EXERCISE DESCRIPTION ▸
Note each line where "this" appears, and copy it.

INFORMATION PROVIDED ▸
○ ○ ○ ○ ○ ○ ○
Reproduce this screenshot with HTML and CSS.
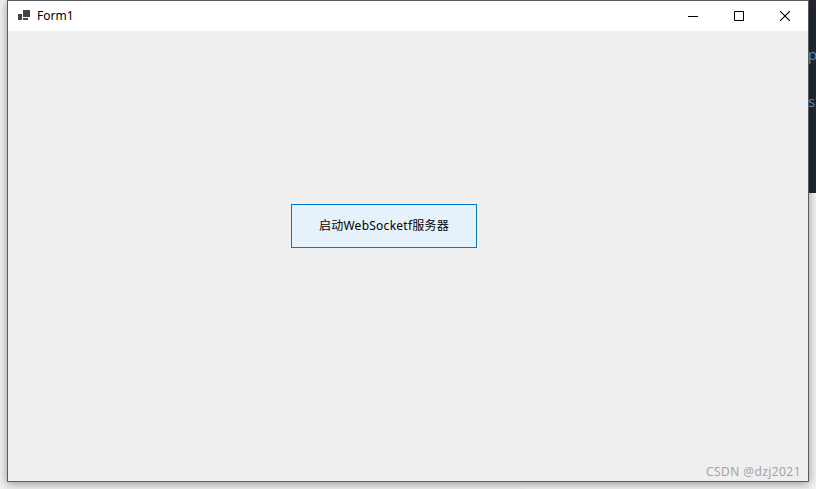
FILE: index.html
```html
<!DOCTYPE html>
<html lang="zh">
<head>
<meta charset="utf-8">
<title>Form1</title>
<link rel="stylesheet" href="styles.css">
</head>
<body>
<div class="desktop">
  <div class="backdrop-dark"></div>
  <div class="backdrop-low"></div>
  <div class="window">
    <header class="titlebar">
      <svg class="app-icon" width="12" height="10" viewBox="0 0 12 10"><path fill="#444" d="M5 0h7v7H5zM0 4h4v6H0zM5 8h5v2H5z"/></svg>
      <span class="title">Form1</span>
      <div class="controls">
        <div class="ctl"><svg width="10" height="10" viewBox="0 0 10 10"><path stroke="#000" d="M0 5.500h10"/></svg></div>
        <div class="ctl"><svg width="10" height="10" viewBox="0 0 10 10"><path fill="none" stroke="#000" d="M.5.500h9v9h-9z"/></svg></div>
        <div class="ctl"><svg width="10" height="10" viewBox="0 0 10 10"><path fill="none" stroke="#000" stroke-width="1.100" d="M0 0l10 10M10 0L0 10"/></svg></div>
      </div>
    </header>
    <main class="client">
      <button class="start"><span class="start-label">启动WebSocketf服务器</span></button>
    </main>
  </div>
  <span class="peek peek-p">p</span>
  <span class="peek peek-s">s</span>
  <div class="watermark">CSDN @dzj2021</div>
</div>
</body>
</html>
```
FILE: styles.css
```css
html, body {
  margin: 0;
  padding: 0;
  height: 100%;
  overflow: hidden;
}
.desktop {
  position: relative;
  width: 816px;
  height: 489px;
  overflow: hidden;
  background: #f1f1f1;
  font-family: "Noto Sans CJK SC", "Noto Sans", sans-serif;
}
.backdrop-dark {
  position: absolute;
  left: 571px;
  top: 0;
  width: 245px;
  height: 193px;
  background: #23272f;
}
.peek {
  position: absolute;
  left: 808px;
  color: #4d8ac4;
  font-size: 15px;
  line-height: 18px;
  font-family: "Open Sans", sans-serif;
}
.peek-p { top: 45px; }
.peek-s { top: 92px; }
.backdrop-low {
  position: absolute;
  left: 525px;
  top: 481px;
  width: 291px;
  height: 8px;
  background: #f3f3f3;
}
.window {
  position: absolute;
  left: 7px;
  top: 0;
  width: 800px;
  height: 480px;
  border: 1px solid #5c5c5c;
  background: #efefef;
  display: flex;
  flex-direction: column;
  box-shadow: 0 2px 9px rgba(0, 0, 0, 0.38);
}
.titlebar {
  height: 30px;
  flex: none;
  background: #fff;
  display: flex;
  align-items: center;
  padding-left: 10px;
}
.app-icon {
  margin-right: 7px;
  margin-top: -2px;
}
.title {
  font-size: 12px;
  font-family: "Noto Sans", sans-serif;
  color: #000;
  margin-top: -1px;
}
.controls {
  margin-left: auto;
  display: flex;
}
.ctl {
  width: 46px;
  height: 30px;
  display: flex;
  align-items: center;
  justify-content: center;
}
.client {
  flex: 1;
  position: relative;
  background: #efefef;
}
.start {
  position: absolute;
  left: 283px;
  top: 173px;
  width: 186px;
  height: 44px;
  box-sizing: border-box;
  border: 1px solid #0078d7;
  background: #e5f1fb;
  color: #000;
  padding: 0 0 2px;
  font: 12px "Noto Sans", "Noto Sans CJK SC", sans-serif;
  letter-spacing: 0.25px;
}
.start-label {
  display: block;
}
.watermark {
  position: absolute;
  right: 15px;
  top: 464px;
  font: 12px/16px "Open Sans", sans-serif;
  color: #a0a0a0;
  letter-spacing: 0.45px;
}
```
○ ○ ○ ○ ○ ○ ○
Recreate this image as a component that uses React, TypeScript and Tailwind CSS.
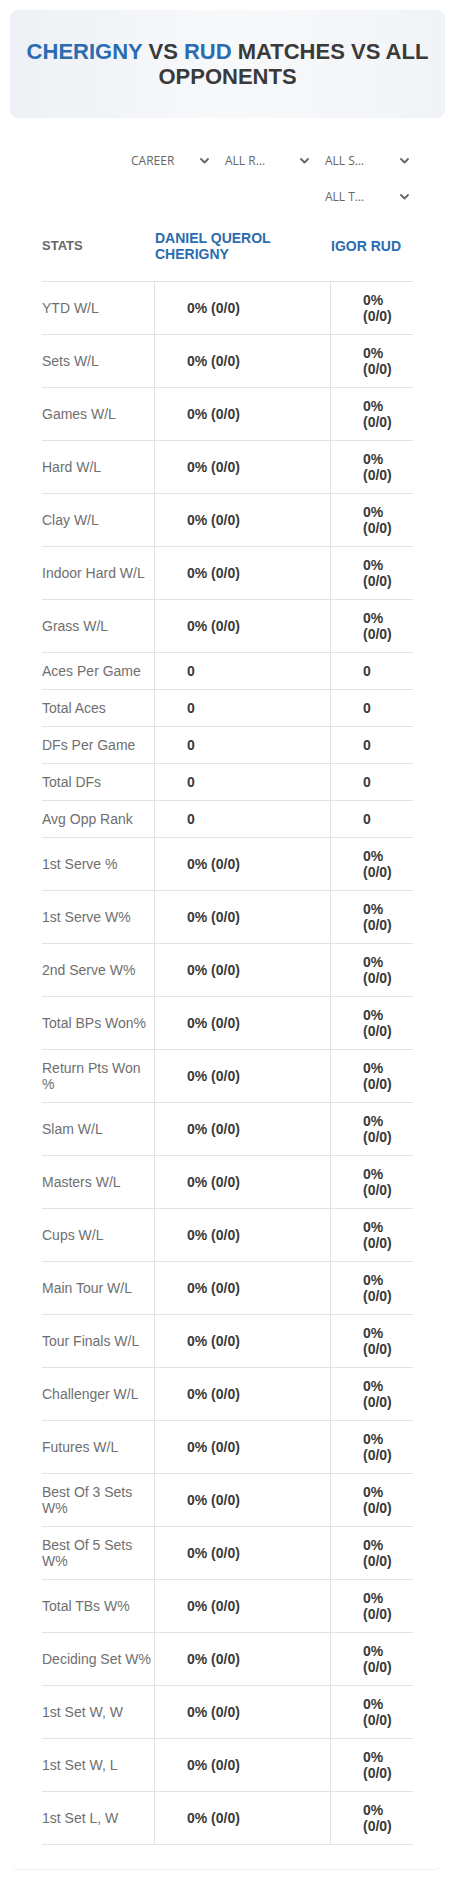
○ ○ ○ ○ ○ ○ ○
FULL OUTPUT ▸
Reproduce this screenshot with HTML and CSS.
Recreate this image as a component that uses React, TypeScript and Tailwind CSS.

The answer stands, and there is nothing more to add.